What do you do here.
(a) call and let him bluff off all of his chips on the later streets
(b) fold, you are beat. This guy is not dumb enough to run a play at you in this spot.
(c) raise all in. You only get Aces once/twice a night. It's payday.

I muck. Andrew shows Q7s. Good laydown JJ.

Hand #2. I'm a little fuzzy on this one, but here's the replay to the best of my memory. The game is PLO. I'm holding 7x-7x-Ac-4c. In early position. As was the case in 90% of the PLO hands, the pot was raised to $5 preflop and there were 4 callers. The flop comes 6-5-5. BB bets $8, I call, 2 players behind fold. The turn is the 7 (6-5-5-7) giving me the overboat with 7s full on a board where someone might believe that their straight may somehow be good. It goes check, check. The river is a Q for a board of (6-5-5-7-Q). The SB leads out for $20.


Here's what I'm thinking. If he had the boat on the flop, he's beat. If he had three 5s on the flop and caught a queen on the river, he's beat. I decide to min raise to $40. Without hesitation, he re-raises to $90.
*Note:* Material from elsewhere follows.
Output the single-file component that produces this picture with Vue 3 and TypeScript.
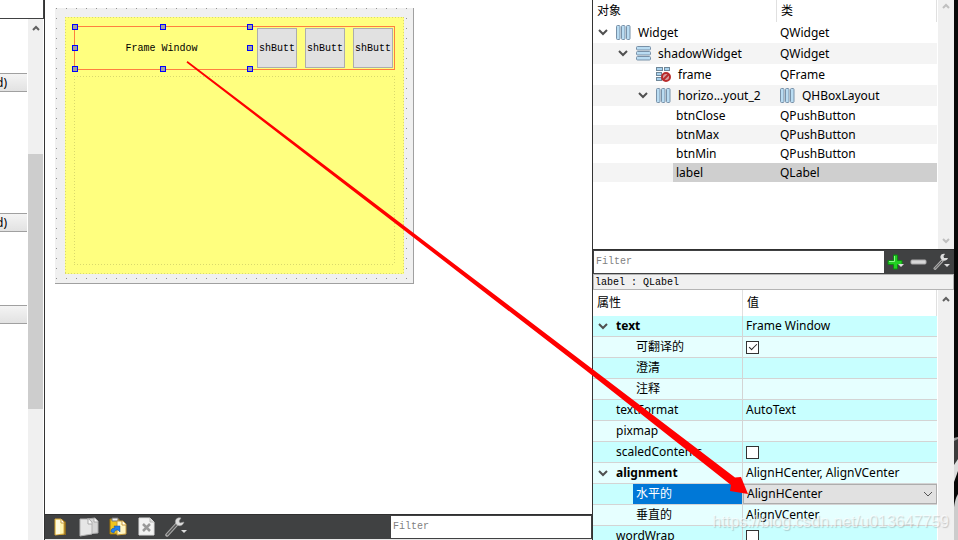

Now this player makes real solid decisions. I've played numerous hours with him and have never really seen him make a total boneheaded decsion, so I have to give this re-raise some serious respect. However, he's not real experienced at playing Omaha. On 2 times earlier in the session, he needed to be coached on reading his Omaha hands and the requirement to play 2 cards from his hand.

What do you do here.
(a) Push all your chips in. Go with your read. You are surely winning here.
(b) Fold. You are up against quads for sure.

(c) Call. Don't get crazy here. You don't have the nuts, so no re-raise.

I call. He shows quads. I'm completely taken off gaurd. I gave zero consideration to him holding quads. The only hand I was worried about was QQ for a rivered overboat.

Then, to make a bad night worse, I lost 2 out of 3 on $20 high count darts.....in my own house. This is pittiful. I should never loose in darts in my own house. I mean, this is my house, my house. No one comes into my house and beats me at darts. No one! This is my house,...bitch!

Comments:
hand one is an easy fold. andrew doesnt play huge pots against nits without great hands.

hand two sucks for you, but should be a fold. you dont get 3bet on the river by any worse hands ever.